Dieser Einschätzung widersprechen die Stadtwerke Konstanz vehement und verweisen auf die Beförderungsbedingungen des Fährbetriebs. Dort sei ein Mindesttakt ausdrücklich nicht vereinbart. „Insoweit kann es kein schutzwürdiges Vertrauen der PKW-Fahrer in einen hochfrequenten Takt geben“, erklärt Stadtwerke-Pressesprecher Christopher Pape und ergänzt, dass der Beförderungsanspruch der Kunden immer nur für den jeweils angebotenen Fahrplan gelte. Zudem seien die Stadtwerke laut Pape berechtigt, den Fährbetrieb jederzeit nach eigenem Ermessen anzupassen.
1223 Besitzer von Jahreskarten
Fahrgäste müssen also nach Auffassung der Stadtwerke die Gegebenheiten akzeptieren, getreu dem Motto: „Vogel friss oder stirb“. Doch gilt das auch für die 1223 Besitzer von Jahreskarten? Schließlich haben sie im Voraus bezahlt im Vertrauen auf eine gewohnte Beförderung. „Wenn jahrelang ein Taktverkehr eingehalten und damit sogar Werbung gemacht wird, ist das Vertragsgegenstand und Kunden haben einen Anspruch darauf“, sagt Oliver Buttler von der Verbraucherschutzzentrale.
Seiner Einschätzung nach stellt ein reduzierter Fahrplan aus Kostengründen einen Vertragsbruch dar. Besitzer von Jahreskarten hätten daher Anspruch auf Ermäßigung, wenn sie einen Schaden geltend machen. Das sieht der Fährebetreiber ganz anders: „Auf Grund der zeitlichen Befristung der Reduzierung des Fahrplans liegt keine einseitige Änderung der Vertragsbedingungen durch die Stadtwerke vor.“
Eigentümer von Fähre-Jahreskarten hätten daher keinen Anspruch auf eine finanzielle Rückerstattung, betont Stadtwerke-Pressesprecher Pape.
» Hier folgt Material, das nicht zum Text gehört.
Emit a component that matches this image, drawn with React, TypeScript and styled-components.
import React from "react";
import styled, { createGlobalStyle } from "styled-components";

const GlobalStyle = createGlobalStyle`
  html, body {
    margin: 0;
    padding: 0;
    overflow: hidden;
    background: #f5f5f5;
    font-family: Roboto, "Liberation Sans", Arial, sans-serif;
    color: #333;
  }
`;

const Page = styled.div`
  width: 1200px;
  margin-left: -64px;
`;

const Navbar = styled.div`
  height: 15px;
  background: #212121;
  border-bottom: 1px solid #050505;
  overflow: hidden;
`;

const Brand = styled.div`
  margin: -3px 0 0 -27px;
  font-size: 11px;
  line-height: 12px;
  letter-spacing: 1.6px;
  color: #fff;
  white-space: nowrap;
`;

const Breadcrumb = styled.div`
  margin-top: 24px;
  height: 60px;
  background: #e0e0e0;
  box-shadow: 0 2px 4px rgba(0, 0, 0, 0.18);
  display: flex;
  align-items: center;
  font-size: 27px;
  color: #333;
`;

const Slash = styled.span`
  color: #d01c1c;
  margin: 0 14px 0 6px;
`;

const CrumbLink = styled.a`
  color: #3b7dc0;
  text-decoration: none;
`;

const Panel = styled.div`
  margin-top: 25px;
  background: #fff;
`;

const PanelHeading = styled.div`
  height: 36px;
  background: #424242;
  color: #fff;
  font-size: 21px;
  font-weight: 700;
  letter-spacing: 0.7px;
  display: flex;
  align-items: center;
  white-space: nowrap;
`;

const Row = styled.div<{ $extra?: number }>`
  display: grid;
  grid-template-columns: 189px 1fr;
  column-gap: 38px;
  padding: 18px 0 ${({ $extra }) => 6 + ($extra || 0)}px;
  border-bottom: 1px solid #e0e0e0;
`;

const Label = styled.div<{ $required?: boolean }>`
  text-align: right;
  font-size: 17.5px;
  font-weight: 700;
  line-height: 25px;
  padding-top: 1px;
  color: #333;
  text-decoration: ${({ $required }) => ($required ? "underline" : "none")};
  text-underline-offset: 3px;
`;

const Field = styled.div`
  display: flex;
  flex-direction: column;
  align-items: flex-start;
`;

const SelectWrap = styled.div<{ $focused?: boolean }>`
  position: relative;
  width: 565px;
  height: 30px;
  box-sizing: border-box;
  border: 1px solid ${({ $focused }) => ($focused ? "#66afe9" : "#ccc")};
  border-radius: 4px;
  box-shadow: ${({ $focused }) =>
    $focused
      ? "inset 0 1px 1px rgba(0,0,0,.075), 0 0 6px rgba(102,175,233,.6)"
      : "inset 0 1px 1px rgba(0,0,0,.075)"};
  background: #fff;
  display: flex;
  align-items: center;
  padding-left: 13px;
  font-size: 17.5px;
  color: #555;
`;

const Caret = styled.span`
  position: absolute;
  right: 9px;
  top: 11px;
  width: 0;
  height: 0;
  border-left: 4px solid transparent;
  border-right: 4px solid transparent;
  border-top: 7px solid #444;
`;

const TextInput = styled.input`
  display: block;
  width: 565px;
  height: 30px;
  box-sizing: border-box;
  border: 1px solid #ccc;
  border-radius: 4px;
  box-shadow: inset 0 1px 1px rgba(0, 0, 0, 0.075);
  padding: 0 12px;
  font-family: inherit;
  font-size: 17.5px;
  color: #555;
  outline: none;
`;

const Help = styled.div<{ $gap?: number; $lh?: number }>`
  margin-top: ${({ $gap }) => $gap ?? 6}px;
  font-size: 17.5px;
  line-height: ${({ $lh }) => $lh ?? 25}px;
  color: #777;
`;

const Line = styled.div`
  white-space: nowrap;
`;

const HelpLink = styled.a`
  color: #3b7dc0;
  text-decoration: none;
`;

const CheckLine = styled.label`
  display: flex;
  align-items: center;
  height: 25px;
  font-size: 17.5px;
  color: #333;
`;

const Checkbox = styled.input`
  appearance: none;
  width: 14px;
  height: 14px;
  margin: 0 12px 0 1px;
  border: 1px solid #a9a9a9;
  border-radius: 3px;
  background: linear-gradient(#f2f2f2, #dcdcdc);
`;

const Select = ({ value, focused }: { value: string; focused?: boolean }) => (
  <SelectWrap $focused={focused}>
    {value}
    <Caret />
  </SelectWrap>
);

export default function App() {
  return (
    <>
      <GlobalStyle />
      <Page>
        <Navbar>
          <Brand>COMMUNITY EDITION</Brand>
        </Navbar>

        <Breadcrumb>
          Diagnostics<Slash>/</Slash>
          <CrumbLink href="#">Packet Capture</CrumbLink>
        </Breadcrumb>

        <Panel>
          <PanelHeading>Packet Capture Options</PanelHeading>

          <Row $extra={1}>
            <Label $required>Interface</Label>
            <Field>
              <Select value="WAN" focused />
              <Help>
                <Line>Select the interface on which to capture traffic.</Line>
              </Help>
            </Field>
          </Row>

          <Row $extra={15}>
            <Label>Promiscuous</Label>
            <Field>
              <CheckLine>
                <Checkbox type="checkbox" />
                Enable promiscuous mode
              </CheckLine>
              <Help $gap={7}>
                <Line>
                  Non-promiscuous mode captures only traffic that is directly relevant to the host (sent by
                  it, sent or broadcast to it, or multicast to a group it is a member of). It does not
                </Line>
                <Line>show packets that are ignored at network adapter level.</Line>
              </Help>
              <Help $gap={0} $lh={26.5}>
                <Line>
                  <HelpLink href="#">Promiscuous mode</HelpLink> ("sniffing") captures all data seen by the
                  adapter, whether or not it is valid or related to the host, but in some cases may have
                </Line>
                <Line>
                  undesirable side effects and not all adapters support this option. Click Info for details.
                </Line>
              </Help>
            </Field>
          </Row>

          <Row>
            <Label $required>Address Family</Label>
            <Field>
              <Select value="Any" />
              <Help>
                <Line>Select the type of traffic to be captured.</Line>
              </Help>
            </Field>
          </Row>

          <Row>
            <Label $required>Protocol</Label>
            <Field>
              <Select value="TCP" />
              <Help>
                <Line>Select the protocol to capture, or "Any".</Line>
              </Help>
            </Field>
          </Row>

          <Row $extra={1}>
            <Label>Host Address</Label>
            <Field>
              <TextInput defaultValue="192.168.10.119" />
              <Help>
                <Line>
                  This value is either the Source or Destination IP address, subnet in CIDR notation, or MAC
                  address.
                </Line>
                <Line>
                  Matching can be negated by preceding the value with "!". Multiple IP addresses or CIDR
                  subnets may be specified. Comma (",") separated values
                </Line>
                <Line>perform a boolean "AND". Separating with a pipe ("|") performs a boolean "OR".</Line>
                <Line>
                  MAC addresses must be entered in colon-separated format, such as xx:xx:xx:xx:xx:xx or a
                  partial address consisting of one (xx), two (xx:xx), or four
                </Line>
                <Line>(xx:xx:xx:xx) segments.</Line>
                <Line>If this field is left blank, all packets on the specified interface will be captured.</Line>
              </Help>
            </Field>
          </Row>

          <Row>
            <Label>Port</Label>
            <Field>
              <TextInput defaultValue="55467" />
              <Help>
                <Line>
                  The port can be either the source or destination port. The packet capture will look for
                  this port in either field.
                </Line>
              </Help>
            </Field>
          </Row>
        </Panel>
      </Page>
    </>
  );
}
Unter allen Umständen will das städtische Unternehmen Forderungen seiner Kunden verhindern und verweist darauf, dass es generell keinen Anspruch gebe, „immer und jederzeit die fahrplanmäßig nächst erreichbare Fähre zu erlangen“.
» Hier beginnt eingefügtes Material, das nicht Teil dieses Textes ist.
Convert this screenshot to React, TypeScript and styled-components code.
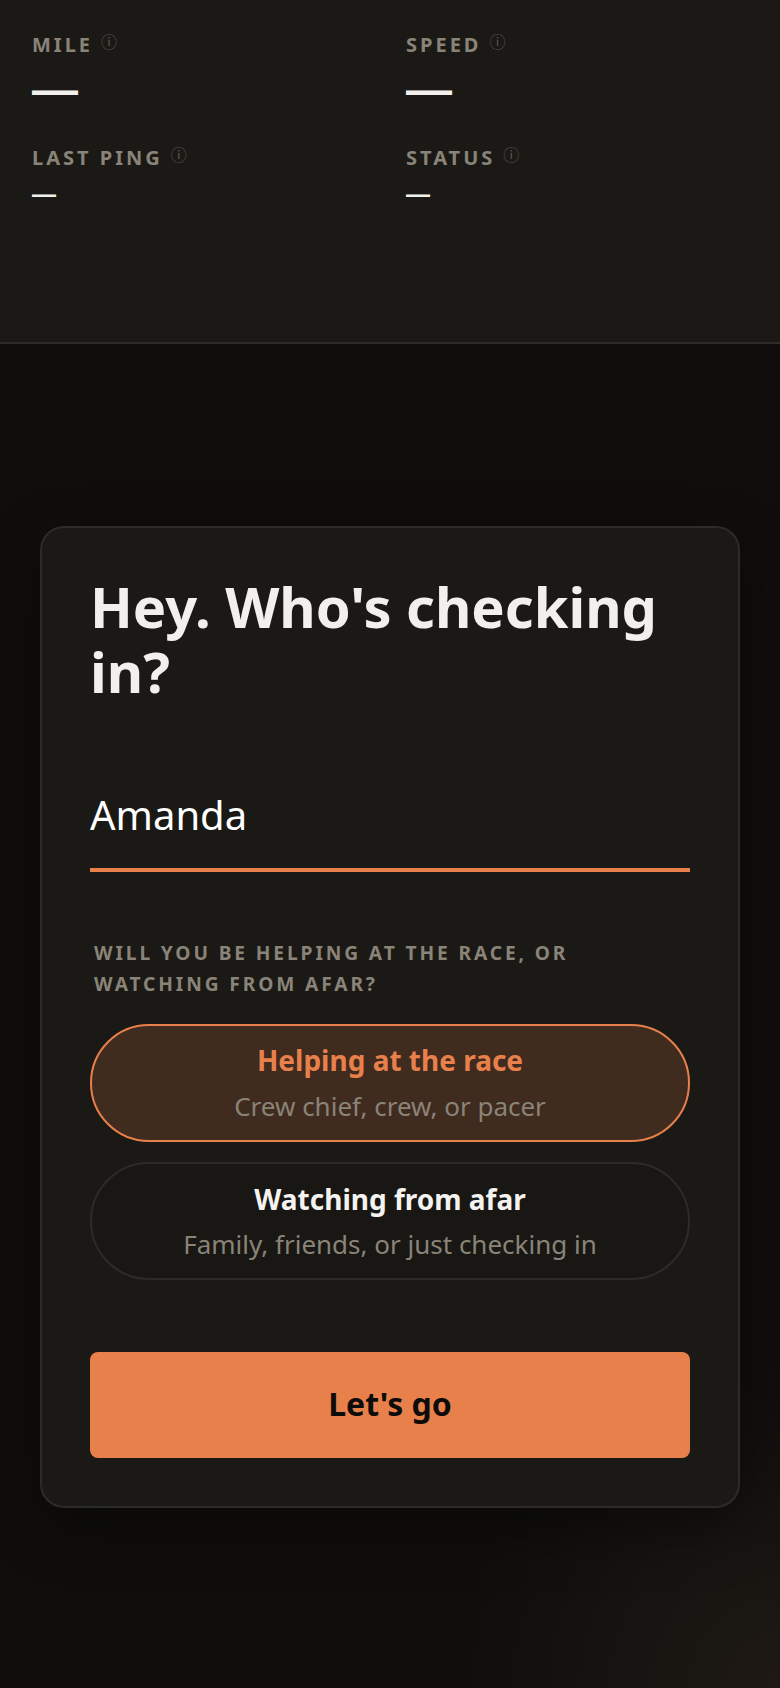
import React from "react";
import styled, { createGlobalStyle } from "styled-components";

const ACCENT = "#e8804c";
const MUTED = "#8a8378";

const Global = createGlobalStyle`
  * { box-sizing: border-box; }
  html, body { margin: 0; padding: 0; background: #0f0e0c; }
  body { font-family: "Noto Sans", sans-serif; color: #f2f0ec; }
`;

const STATS = [
  { label: "MILE", large: true },
  { label: "SPEED", large: true },
  { label: "LAST PING", large: false },
  { label: "STATUS", large: false },
];

const App = () => {
  return (
    <Page>
      <Global />
      <StatsPanel>
        <StatsGrid>
          {STATS.map(stat => (
            <Stat key={stat.label}>
              <StatLabel>
                {stat.label}
                <InfoMark>ⓘ</InfoMark>
              </StatLabel>
              <StatValue $large={stat.large}>—</StatValue>
            </Stat>
          ))}
        </StatsGrid>
      </StatsPanel>

      <Main>
        <Card>
          <Title>Hey. Who's checking in?</Title>
          <NameInput defaultValue="Amanda" />
          <Question>Will you be helping at the race, or watching from afar?</Question>
          <Options>
            <Option $selected>
              <OptionTitle $selected>Helping at the race</OptionTitle>
              <OptionHint $selected>Crew chief, crew, or pacer</OptionHint>
            </Option>
            <Option>
              <OptionTitle>Watching from afar</OptionTitle>
              <OptionHint>Family, friends, or just checking in</OptionHint>
            </Option>
          </Options>
          <GoButton>Let's go</GoButton>
        </Card>
      </Main>
    </Page>
  );
};

const Page = styled.div`
  width: 780px;
  height: 1688px;
  overflow: hidden;
  display: flex;
  flex-direction: column;
  background: radial-gradient(circle at 100% 100%, #1e1915 0, #0f0e0c 320px);
`;

const StatsPanel = styled.header`
  height: 344px;
  padding: 23px 32px 0;
  background: #1a1915;
  border-bottom: 2px solid #2c2b28;
`;

const StatsGrid = styled.div`
  display: grid;
  grid-template-columns: 374px 1fr;
  row-gap: 21px;
`;

const Stat = styled.div`
  display: flex;
  flex-direction: column;
`;

const StatLabel = styled.div`
  font-size: 20px;
  line-height: 36px;
  font-weight: 700;
  letter-spacing: 0.15em;
  color: ${MUTED};
`;

const InfoMark = styled.span`
  margin-left: 8px;
  font-family: "Noto Sans CJK JP", sans-serif;
  font-size: 16px;
  font-weight: 400;
  letter-spacing: 0;
  color: #5c5852;
  vertical-align: 4px;
`;

const StatValue = styled.div<{ $large?: boolean }>`
  font-family: "Liberation Sans", sans-serif;
  font-weight: 700;
  font-size: ${p => (p.$large ? "46px" : "24px")};
  line-height: ${p => (p.$large ? "52px" : "36px")};
`;

const Main = styled.main`
  flex: 1;
  padding: 182px 40px 0;
`;

const Card = styled.section`
  display: flex;
  flex-direction: column;
  padding: 46px 48px 48px;
  background: #1a1915;
  border: 2px solid #2c2b28;
  border-radius: 24px;
  box-shadow: 0 20px 60px rgba(0, 0, 0, 0.4);
`;

const Title = styled.h1`
  margin: 0;
  font-size: 56px;
  line-height: 65px;
  font-weight: 700;
  color: #f2f0ec;
`;

const NameInput = styled.input`
  margin-top: 65px;
  width: 100%;
  height: 103px;
  padding: 0 0 9px;
  border: 0;
  border-bottom: 4px solid ${ACCENT};
  background: transparent;
  outline: none;
  font-family: inherit;
  font-size: 40px;
  color: #fff;
`;

const Question = styled.p`
  margin: 65px 0 25px;
  padding: 0 4px;
  font-size: 19.2px;
  line-height: 31px;
  font-weight: 700;
  letter-spacing: 0.15em;
  text-transform: uppercase;
  color: ${MUTED};
`;

const Options = styled.div`
  display: flex;
  flex-direction: column;
  gap: 20px;
`;

const Option = styled.div<{ $selected?: boolean }>`
  height: 118px;
  padding-bottom: ${p => (p.$selected ? "2px" : "1px")};
  display: flex;
  flex-direction: column;
  align-items: center;
  justify-content: center;
  gap: 8px;
  border: 2px solid ${p => (p.$selected ? ACCENT : "#2c2b28")};
  border-radius: 60px;
  background: ${p => (p.$selected ? "#402b1f" : "#181714")};
`;

const OptionTitle = styled.div<{ $selected?: boolean }>`
  font-size: 28px;
  line-height: 38px;
  font-weight: 700;
  color: ${p => (p.$selected ? ACCENT : "#f5f3ef")};
`;

const OptionHint = styled.div<{ $selected?: boolean }>`
  margin-top: ${p => (p.$selected ? "1px" : "0")};
  font-size: 26px;
  line-height: 36px;
  color: ${MUTED};
`;

const GoButton = styled.button`
  margin-top: 72px;
  height: 106px;
  padding: 0 0 4px;
  border: 0;
  border-radius: 8px;
  background: ${ACCENT};
  font-family: inherit;
  font-size: 32px;
  font-weight: 700;
  color: #0d0c0b;
`;

export default App;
Stadtwerke geben Versprechen an die Pendler
Aus Sicht der Verbraucherschützer ist diese Haltung wenig kundenfreundlich. „Gerade in der Pandemie erwarten wir von einem städtischen Betrieb, dass das öffentliche Leben aufrecht erhalten wird, allein schon um dem weit verbreiteten Corona-Frust entgegen zu wirken“, sagt Oliver Buttler. Dabei sollten doch gerade die Berufspendler als treueste Kunden den Stadtwerken besonders am Herzen liegen. Allein die derzeit 504 Besitzer von Jahreskarten mit einem Auto bezahlen zwischen 1.080 und 2.112 Euro und tragen damit ganz wesentlich zum Jahresumsatz bei.
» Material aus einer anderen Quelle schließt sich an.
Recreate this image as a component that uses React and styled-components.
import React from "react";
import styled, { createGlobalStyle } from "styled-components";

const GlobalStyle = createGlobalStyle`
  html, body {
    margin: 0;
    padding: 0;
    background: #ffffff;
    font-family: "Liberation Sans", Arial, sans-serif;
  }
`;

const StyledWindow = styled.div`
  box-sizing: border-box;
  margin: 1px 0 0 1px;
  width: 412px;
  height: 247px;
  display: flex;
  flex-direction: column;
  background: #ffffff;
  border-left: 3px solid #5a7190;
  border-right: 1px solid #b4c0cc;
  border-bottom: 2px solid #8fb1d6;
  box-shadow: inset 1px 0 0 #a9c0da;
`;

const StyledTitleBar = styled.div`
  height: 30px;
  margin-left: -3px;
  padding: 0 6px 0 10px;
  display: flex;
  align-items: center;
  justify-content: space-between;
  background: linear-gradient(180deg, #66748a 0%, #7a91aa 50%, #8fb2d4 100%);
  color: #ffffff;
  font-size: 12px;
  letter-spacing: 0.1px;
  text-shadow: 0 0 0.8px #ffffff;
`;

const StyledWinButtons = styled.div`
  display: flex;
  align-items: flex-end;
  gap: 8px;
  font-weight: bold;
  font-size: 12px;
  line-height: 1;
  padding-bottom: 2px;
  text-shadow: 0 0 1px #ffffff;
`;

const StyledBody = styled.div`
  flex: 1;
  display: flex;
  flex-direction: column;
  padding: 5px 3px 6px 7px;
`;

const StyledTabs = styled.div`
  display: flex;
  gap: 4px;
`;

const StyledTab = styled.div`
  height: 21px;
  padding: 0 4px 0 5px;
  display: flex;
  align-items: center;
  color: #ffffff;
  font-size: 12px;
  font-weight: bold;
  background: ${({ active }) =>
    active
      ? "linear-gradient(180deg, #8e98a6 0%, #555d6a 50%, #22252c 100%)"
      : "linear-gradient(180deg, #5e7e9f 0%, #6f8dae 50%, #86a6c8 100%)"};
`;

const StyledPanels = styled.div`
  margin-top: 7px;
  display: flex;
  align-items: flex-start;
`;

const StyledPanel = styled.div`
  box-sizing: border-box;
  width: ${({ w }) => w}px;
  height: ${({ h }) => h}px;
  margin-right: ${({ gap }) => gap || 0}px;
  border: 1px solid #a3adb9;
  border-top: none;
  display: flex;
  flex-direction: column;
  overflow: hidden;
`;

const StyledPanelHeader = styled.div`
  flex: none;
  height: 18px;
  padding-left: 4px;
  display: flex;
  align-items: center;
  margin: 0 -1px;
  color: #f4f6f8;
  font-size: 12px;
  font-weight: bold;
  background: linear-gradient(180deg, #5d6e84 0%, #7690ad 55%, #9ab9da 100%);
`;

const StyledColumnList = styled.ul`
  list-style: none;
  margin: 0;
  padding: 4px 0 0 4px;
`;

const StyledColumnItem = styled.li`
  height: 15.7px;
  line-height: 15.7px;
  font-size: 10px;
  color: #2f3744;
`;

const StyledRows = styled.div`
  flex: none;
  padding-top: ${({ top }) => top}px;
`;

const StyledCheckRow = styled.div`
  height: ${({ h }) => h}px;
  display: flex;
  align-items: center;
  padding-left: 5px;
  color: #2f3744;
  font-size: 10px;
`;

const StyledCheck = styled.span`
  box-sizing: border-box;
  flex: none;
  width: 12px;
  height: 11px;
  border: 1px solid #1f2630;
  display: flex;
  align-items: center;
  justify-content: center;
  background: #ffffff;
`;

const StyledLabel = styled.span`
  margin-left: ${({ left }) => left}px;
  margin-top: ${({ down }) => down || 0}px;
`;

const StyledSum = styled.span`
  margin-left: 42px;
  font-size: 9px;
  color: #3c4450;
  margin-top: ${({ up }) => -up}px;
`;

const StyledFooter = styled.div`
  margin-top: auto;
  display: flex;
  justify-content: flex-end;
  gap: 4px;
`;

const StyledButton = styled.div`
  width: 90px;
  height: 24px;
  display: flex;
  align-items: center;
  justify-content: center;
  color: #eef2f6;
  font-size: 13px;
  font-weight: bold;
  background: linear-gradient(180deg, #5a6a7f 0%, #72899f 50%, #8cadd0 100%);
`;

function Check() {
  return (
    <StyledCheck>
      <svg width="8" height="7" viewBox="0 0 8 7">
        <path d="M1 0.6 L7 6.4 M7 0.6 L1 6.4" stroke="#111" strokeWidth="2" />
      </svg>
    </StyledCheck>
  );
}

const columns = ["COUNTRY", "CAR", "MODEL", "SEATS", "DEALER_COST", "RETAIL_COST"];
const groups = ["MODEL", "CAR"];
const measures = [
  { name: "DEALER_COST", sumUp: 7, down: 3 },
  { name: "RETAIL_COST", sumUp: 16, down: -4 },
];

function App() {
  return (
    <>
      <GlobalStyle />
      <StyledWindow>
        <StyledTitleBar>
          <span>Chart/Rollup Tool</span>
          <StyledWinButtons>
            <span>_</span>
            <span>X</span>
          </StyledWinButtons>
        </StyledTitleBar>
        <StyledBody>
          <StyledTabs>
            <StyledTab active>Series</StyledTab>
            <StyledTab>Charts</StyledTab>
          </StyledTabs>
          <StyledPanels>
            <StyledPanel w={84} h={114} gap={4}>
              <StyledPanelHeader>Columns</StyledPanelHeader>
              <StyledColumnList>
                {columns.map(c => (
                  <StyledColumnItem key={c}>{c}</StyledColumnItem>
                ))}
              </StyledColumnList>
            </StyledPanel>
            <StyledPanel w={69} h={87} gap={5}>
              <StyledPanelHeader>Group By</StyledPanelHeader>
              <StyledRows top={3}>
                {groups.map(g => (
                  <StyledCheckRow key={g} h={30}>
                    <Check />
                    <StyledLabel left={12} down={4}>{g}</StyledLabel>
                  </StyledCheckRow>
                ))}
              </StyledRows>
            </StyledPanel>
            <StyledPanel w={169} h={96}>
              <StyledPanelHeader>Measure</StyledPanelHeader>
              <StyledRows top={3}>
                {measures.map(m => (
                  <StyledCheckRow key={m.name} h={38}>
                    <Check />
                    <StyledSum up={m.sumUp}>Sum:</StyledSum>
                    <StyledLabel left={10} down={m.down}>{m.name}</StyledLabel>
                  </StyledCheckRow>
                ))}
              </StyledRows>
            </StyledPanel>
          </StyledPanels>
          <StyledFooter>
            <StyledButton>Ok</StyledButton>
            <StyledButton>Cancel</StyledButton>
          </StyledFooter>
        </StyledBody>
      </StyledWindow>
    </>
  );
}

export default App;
Dennoch scheinen die massiven Proteste der letzten Tage nicht ganz folgenlos zu bleiben. Bei Bedarf wollen die Stadtwerke ein zusätzliches Schiff einsetzen, so dass es zumeist zu keinen längeren Wartezeiten mehr kommen soll. Pressesprecher Christopher Pape gibt sogar ein Versprechen ab: „Es soll kein Kunde auf zwei Schiffe warten müssen. Die maximale Wartezeit des Kunden auf die Abfahrt eines Schiffes ist somit mit 20 Minuten geplant, und dies soll in 98 Prozent aller Fälle gewährleistet sein.“
Wartezeiten bis zu 40 Minuten wollen die Stadtwerke künftig also vermeiden, wohl auch um finanzielle Forderungen von Stammkunden abzuwehren. Gerade Pendler werden künftig noch genauer auf die Uhr schauen und überprüfen, ob das Versprechen eingehalten wird.